Thin-shell wormholes in Einstein and Einstein-Gauss-Bonnet theories of gravity (2002.02577v3)

Abstract: We review recent works on the possibility for eternal existence of thin-shell wormholes on Einstein and Einstein-Gauss-Bonnet gravity. We introduce thin-shell wormholes that are categorized into a class of traversable wormhole solutions. After that, we discuss stable thin-shell wormholes with negative-tension branes in Reissner-Nordstr\"om-(anti) de Sitter spacetimes in $d$ dimensional Einstein gravity. Imposing $Z_2$ symmetry, we construct and classify traversable static thin-shell wormholes in spherical, planar and hyperbolic symmetries. It is found that the spherical wormholes are stable against spherically symmetric perturbations. It is also found that some classes of wormholes in planar and hyperbolic symmetries with a negative cosmological constant are stable against perturbations preserving symmetries. In most cases, stable wormholes are found with the appropriate combination of an electric charge and a negative cosmological constant. However, as special cases, there are stable wormholes even with a vanishing cosmological constant in spherical symmetry and with a vanishing electric charge in hyperbolic symmetry.
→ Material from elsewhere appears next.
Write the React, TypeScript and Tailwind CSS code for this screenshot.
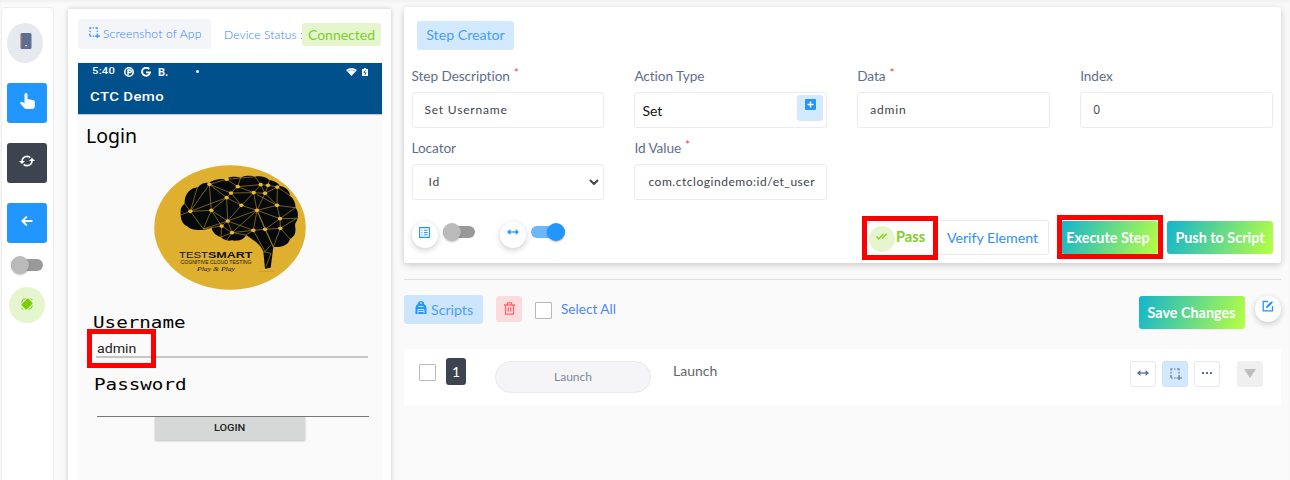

Subsequently, the existence and dynamical stability of traversable thin-shell wormholes with electrically neutral negative-tension branes is discussed in Einstein-Gauss-Bonnet theory of gravitation. We consider radial perturbations against the shell for the solutions, which have the $Z_2$ symmetry. The effect of the Gauss-Bonnet term on the stability depends on the spacetime symmetry.